* Exercise brief:
Copy every entry word for word. Skip the pictures.

* Data rows:
:::
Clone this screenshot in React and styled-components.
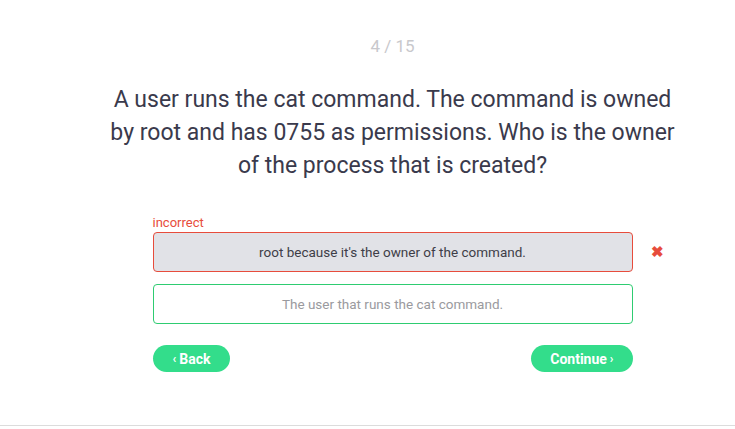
import React from 'react';
import styled, { createGlobalStyle } from 'styled-components';

const Global = createGlobalStyle`
  body { margin: 0; background: #fff; font-family: Roboto, "Liberation Sans", sans-serif; }
`;

const Page = styled.div`
  height: 426px;
  border-bottom: 1px solid #dcdcdc;
  box-sizing: border-box;
  padding-left: 50px;
`;

const Main = styled.div`
  width: 480px;
  margin: 0 auto;
  display: flex;
  flex-direction: column;
`;

const Counter = styled.div`
  text-align: center;
  color: #c8c8cc;
  font-size: 17px;
  margin-top: 36px;
  line-height: 20px;
`;

const Question = styled.h1`
  margin: 27px -45px 0;
  text-align: center;
  font-weight: 400;
  font-size: 23px;
  line-height: 33px;
  color: #3a3a4c;
`;

const Answers = styled.div`
  margin-top: 33px;
  display: flex;
  flex-direction: column;
  gap: 12px;
`;

const Label = styled.div`
  color: #e74c3c;
  font-size: 13px;
  line-height: 15px;
  margin-bottom: -10px;
`;

const Row = styled.div`
  position: relative;
`;

const Answer = styled.div`
  height: 40px;
  box-sizing: border-box;
  border-radius: 4px;
  border: 1px solid ${p => (p.$wrong ? '#e74c3c' : '#2ecc71')};
  background: ${p => (p.$wrong ? '#e1e2e7' : '#fff')};
  color: ${p => (p.$wrong ? '#3e3e48' : '#9a9a9e')};
  font-size: 13.5px;
  display: flex;
  align-items: center;
  justify-content: center;
`;

const Mark = styled.span`
  position: absolute;
  right: -31px;
  top: 11px;
  color: #e74c3c;
  font-size: 15px;
  font-weight: 700;
`;

const Nav = styled.div`
  margin-top: 21px;
  display: flex;
  justify-content: space-between;
`;

const Btn = styled.button`
  height: 27px;
  padding: 0 ${p => p.$pad}px;
  border: none;
  border-radius: 14px;
  background: #33dd8b;
  color: #fff;
  font-family: Roboto, "Liberation Sans", sans-serif;
  font-weight: 700;
  font-size: 14px;
  display: flex;
  align-items: center;
  gap: 3px;
`;

const Chev = styled.span`
  font-size: 12px;
`;

export default function App() {
  return (
    <>
      <Global />
      <Page>
        <Main>
          <Counter>4 / 15</Counter>
          <Question>
            A user runs the cat command. The command is owned by root and has 0755 as permissions. Who is the owner of the process that is created?
          </Question>
          <Answers>
            <Label>incorrect</Label>
            <Row>
              <Answer $wrong>root because it's the owner of the command.</Answer>
              <Mark>✖</Mark>
            </Row>
            <Answer>The user that runs the cat command.</Answer>
          </Answers>
          <Nav>
            <Btn $pad={20}><Chev>‹</Chev>Back</Btn>
            <Btn $pad={19}>Continue<Chev>›</Chev></Btn>
          </Nav>
        </Main>
      </Page>
    </>
  );
}
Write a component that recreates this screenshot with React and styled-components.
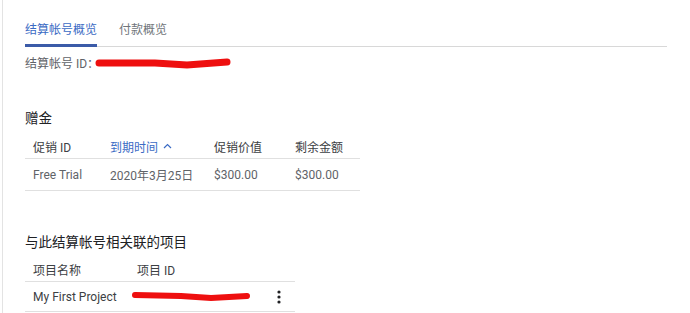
:::
* Task solution:
Clone this screenshot in React and styled-components.
import React from 'react';
import styled, { createGlobalStyle } from 'styled-components';

const Global = createGlobalStyle`
  body { margin: 0; background: #fff; font-family: Roboto, "Liberation Sans", sans-serif; }
`;

const Page = styled.div`
  height: 426px;
  border-bottom: 1px solid #dcdcdc;
  box-sizing: border-box;
  padding-left: 50px;
`;

const Main = styled.div`
  width: 480px;
  margin: 0 auto;
  display: flex;
  flex-direction: column;
`;

const Counter = styled.div`
  text-align: center;
  color: #c8c8cc;
  font-size: 17px;
  margin-top: 36px;
  line-height: 20px;
`;

const Question = styled.h1`
  margin: 27px -45px 0;
  text-align: center;
  font-weight: 400;
  font-size: 23px;
  line-height: 33px;
  color: #3a3a4c;
`;

const Answers = styled.div`
  margin-top: 33px;
  display: flex;
  flex-direction: column;
  gap: 12px;
`;

const Label = styled.div`
  color: #e74c3c;
  font-size: 13px;
  line-height: 15px;
  margin-bottom: -10px;
`;

const Row = styled.div`
  position: relative;
`;

const Answer = styled.div`
  height: 40px;
  box-sizing: border-box;
  border-radius: 4px;
  border: 1px solid ${p => (p.$wrong ? '#e74c3c' : '#2ecc71')};
  background: ${p => (p.$wrong ? '#e1e2e7' : '#fff')};
  color: ${p => (p.$wrong ? '#3e3e48' : '#9a9a9e')};
  font-size: 13.5px;
  display: flex;
  align-items: center;
  justify-content: center;
`;

const Mark = styled.span`
  position: absolute;
  right: -31px;
  top: 11px;
  color: #e74c3c;
  font-size: 15px;
  font-weight: 700;
`;

const Nav = styled.div`
  margin-top: 21px;
  display: flex;
  justify-content: space-between;
`;

const Btn = styled.button`
  height: 27px;
  padding: 0 ${p => p.$pad}px;
  border: none;
  border-radius: 14px;
  background: #33dd8b;
  color: #fff;
  font-family: Roboto, "Liberation Sans", sans-serif;
  font-weight: 700;
  font-size: 14px;
  display: flex;
  align-items: center;
  gap: 3px;
`;

const Chev = styled.span`
  font-size: 12px;
`;

export default function App() {
  return (
    <>
      <Global />
      <Page>
        <Main>
          <Counter>4 / 15</Counter>
          <Question>
            A user runs the cat command. The command is owned by root and has 0755 as permissions. Who is the owner of the process that is created?
          </Question>
          <Answers>
            <Label>incorrect</Label>
            <Row>
              <Answer $wrong>root because it's the owner of the command.</Answer>
              <Mark>✖</Mark>
            </Row>
            <Answer>The user that runs the cat command.</Answer>
          </Answers>
          <Nav>
            <Btn $pad={20}><Chev>‹</Chev>Back</Btn>
            <Btn $pad={19}>Continue<Chev>›</Chev></Btn>
          </Nav>
        </Main>
      </Page>
    </>
  );
}
Write a component that recreates this screenshot with React and styled-components.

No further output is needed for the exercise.